== What the exercise asks ==
Sift the material for lines containing "components", and return them.

·····

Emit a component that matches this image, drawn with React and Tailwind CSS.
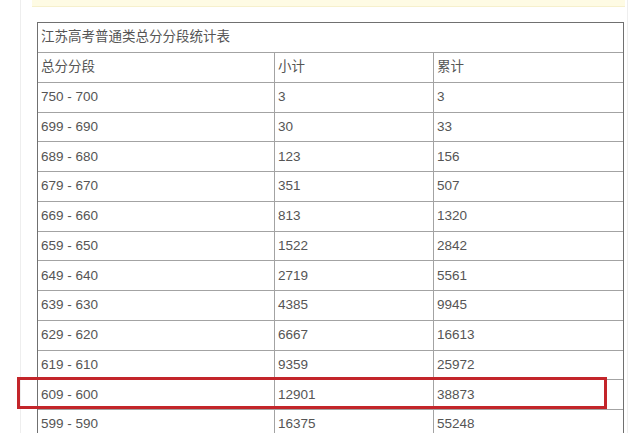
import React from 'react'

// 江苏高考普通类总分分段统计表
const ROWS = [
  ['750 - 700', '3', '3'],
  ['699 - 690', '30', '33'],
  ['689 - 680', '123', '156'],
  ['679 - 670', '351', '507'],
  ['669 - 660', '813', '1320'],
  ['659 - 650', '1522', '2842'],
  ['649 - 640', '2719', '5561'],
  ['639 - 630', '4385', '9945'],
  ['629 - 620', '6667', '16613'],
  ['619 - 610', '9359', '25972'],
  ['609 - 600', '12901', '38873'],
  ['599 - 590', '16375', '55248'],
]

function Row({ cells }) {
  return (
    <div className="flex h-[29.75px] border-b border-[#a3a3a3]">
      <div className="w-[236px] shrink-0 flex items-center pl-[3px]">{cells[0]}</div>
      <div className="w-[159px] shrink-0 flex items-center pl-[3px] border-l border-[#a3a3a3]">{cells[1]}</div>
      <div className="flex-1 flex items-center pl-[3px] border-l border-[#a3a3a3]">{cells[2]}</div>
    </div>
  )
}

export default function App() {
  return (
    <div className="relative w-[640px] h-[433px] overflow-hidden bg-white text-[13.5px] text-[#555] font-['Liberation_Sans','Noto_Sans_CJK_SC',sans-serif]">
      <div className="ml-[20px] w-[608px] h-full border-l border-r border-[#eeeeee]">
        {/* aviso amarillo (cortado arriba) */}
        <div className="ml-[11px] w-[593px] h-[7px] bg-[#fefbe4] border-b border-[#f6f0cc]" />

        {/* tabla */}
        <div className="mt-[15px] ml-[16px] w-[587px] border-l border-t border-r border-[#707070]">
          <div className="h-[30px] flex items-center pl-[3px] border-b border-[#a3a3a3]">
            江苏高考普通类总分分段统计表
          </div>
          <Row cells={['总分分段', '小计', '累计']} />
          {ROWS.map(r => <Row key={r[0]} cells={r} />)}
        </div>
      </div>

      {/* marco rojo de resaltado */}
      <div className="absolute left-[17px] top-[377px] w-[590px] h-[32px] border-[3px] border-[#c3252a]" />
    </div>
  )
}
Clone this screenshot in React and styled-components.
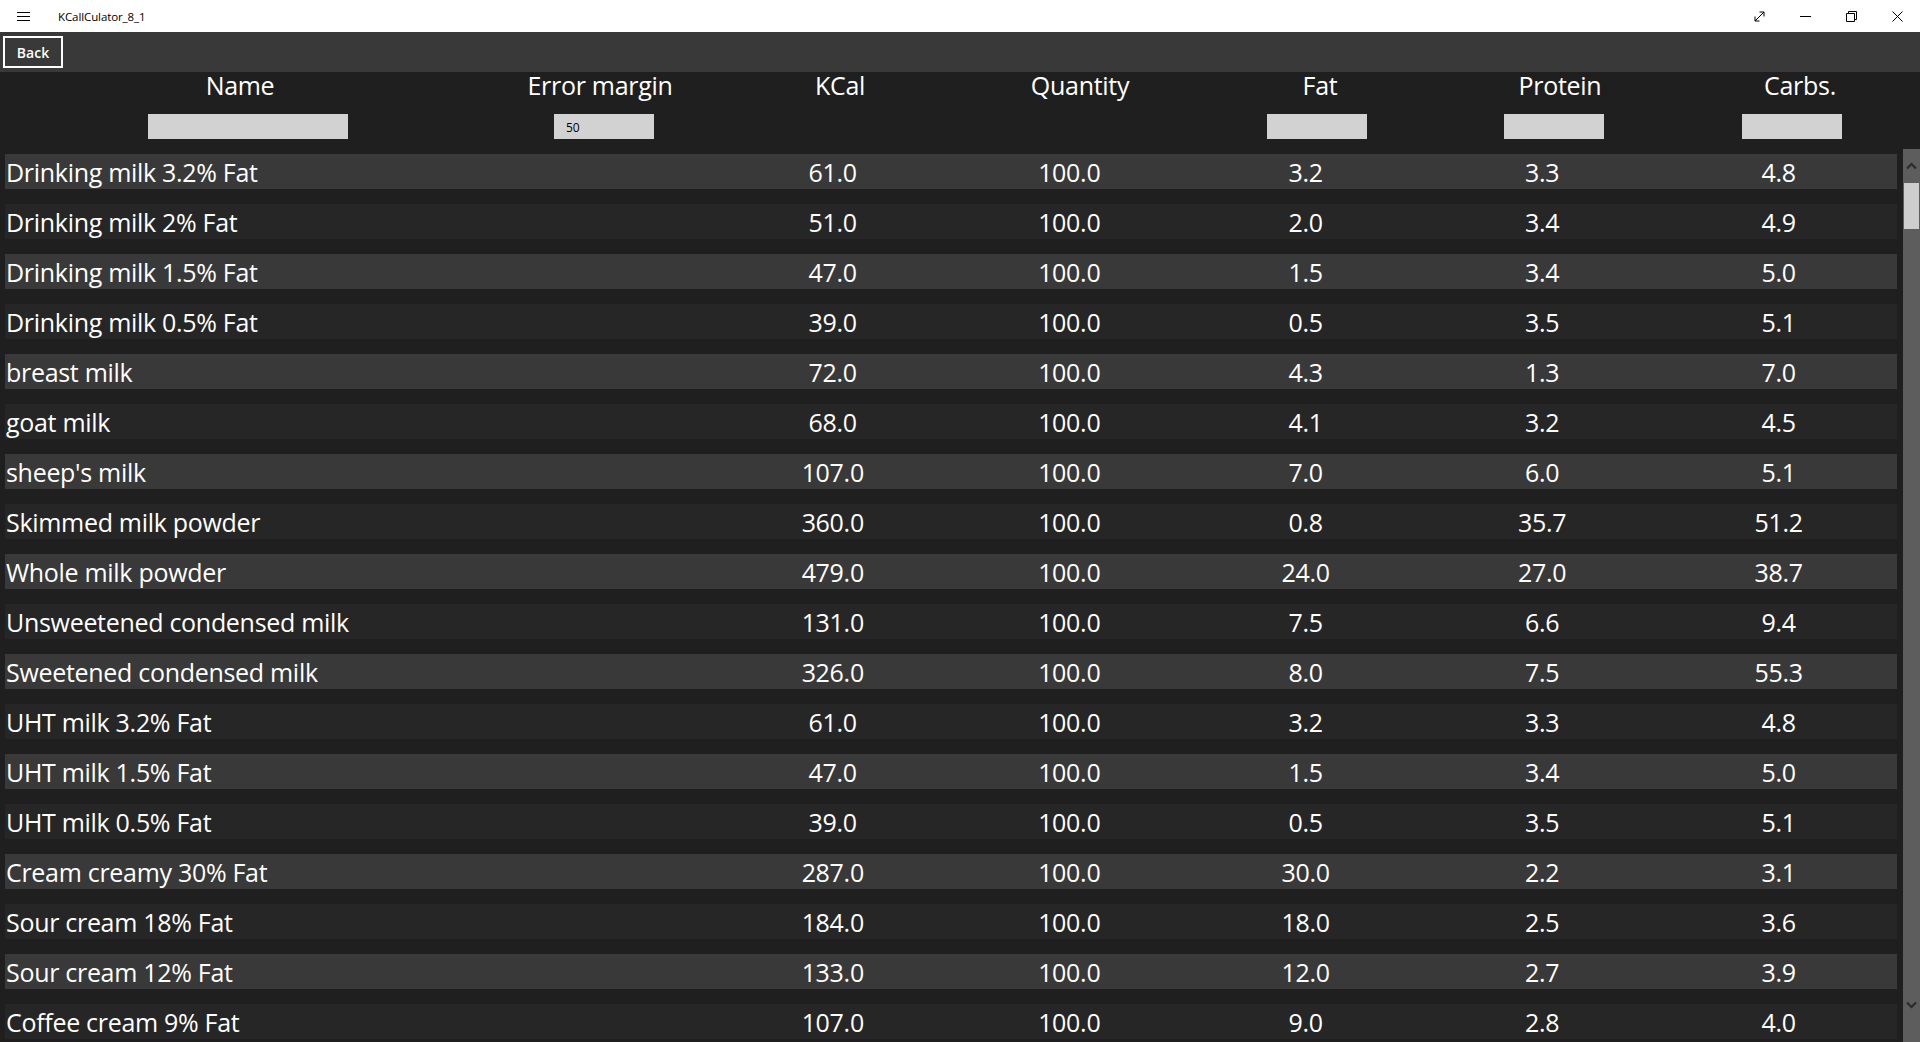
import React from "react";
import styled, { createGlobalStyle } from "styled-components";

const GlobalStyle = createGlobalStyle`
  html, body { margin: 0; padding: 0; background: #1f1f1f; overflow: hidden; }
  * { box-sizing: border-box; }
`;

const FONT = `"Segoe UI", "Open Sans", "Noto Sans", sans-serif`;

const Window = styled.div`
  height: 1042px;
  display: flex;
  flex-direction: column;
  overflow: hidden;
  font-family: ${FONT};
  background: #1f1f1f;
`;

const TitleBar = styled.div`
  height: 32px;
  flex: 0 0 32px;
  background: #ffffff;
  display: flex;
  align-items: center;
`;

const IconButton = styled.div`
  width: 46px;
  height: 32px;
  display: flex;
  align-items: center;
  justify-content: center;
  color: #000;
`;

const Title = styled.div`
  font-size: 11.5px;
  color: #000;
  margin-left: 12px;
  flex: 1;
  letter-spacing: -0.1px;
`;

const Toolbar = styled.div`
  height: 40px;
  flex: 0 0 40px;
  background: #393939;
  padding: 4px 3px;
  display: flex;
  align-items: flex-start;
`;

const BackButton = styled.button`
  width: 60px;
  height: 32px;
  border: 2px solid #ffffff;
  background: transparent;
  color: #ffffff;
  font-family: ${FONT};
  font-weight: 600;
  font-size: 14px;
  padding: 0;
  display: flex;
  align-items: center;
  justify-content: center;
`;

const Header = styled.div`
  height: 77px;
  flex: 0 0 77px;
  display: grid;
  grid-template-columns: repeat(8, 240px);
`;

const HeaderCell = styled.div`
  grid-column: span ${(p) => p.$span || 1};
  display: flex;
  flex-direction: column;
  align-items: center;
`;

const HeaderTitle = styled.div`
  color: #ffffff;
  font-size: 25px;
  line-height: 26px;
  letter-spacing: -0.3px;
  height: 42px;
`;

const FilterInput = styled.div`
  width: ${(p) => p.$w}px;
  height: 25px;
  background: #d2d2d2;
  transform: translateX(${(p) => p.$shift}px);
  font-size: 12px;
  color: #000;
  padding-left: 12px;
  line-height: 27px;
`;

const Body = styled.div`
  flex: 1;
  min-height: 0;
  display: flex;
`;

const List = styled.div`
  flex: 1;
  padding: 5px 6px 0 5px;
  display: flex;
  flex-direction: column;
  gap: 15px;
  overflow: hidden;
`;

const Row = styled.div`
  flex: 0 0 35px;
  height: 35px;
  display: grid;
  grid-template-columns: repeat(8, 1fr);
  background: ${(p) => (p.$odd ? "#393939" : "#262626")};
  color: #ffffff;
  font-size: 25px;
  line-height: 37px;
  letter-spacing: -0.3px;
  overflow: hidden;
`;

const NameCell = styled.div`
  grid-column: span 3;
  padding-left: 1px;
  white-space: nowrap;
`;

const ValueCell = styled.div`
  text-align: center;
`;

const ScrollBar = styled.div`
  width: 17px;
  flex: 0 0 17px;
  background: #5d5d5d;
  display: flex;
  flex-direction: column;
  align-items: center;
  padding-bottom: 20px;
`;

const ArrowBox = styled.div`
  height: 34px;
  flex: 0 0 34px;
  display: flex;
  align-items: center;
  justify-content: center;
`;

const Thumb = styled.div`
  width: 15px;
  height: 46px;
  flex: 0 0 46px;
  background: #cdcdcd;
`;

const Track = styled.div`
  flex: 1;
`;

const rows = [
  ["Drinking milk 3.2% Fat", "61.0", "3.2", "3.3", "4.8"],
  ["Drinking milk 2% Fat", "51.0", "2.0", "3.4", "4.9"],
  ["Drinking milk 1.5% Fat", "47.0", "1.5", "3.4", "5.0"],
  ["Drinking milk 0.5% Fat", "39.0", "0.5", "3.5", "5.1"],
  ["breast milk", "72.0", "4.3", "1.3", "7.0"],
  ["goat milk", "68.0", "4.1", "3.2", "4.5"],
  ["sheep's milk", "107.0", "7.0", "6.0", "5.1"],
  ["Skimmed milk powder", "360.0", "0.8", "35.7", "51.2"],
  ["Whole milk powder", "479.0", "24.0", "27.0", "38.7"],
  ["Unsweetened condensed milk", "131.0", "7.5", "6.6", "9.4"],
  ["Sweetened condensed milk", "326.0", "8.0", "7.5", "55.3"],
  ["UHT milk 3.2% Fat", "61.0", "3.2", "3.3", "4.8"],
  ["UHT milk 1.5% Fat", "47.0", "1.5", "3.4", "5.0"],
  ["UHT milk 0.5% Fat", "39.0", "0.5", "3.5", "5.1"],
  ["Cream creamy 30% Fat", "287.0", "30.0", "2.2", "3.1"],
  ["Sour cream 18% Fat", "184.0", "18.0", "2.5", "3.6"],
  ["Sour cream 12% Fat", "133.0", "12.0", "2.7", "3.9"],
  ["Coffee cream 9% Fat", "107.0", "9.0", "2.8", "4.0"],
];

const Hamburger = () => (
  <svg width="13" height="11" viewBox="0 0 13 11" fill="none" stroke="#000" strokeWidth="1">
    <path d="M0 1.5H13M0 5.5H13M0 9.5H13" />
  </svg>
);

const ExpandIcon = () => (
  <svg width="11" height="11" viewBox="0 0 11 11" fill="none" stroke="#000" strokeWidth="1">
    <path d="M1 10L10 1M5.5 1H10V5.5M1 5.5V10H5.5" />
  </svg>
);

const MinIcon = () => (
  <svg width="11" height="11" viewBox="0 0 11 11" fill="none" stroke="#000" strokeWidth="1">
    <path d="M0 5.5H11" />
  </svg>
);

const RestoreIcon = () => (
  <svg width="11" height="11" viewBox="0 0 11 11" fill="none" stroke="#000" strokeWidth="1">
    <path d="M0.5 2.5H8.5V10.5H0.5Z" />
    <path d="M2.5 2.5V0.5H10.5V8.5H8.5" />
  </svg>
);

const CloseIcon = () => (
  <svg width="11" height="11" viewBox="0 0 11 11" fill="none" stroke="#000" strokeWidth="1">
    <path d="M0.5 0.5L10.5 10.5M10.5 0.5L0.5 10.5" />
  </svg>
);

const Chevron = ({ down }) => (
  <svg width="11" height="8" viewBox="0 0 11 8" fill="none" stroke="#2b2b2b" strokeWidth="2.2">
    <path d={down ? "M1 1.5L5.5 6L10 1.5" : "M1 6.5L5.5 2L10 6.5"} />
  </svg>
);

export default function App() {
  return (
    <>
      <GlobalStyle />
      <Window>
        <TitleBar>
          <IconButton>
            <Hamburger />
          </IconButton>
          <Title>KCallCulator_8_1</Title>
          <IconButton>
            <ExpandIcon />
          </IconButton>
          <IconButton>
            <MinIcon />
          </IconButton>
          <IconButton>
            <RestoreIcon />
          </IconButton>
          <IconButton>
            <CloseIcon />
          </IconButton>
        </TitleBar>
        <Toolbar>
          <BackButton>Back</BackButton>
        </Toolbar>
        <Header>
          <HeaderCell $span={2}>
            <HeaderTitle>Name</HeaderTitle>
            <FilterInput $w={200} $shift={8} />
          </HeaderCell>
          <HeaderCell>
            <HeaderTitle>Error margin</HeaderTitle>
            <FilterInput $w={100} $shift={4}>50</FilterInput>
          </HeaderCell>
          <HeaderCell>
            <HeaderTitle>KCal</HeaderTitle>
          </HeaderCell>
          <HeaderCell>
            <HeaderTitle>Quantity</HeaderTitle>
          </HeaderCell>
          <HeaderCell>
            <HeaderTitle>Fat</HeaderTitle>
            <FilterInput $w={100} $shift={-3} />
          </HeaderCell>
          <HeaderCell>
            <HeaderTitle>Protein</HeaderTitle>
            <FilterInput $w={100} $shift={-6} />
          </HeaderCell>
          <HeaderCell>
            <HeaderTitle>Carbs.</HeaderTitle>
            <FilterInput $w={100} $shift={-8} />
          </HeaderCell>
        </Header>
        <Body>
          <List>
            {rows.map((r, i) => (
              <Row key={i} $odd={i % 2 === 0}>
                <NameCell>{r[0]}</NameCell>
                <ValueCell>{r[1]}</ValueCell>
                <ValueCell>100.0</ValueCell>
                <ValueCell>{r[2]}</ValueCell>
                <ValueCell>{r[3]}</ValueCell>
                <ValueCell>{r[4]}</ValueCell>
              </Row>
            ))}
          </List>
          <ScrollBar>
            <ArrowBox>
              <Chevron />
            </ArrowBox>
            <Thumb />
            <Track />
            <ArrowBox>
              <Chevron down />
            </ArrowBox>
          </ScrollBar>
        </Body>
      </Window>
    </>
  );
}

·····

== Solution for this exercise ==
Clone this screenshot in React and styled-components.
import styled, { createGlobalStyle } from "styled-components";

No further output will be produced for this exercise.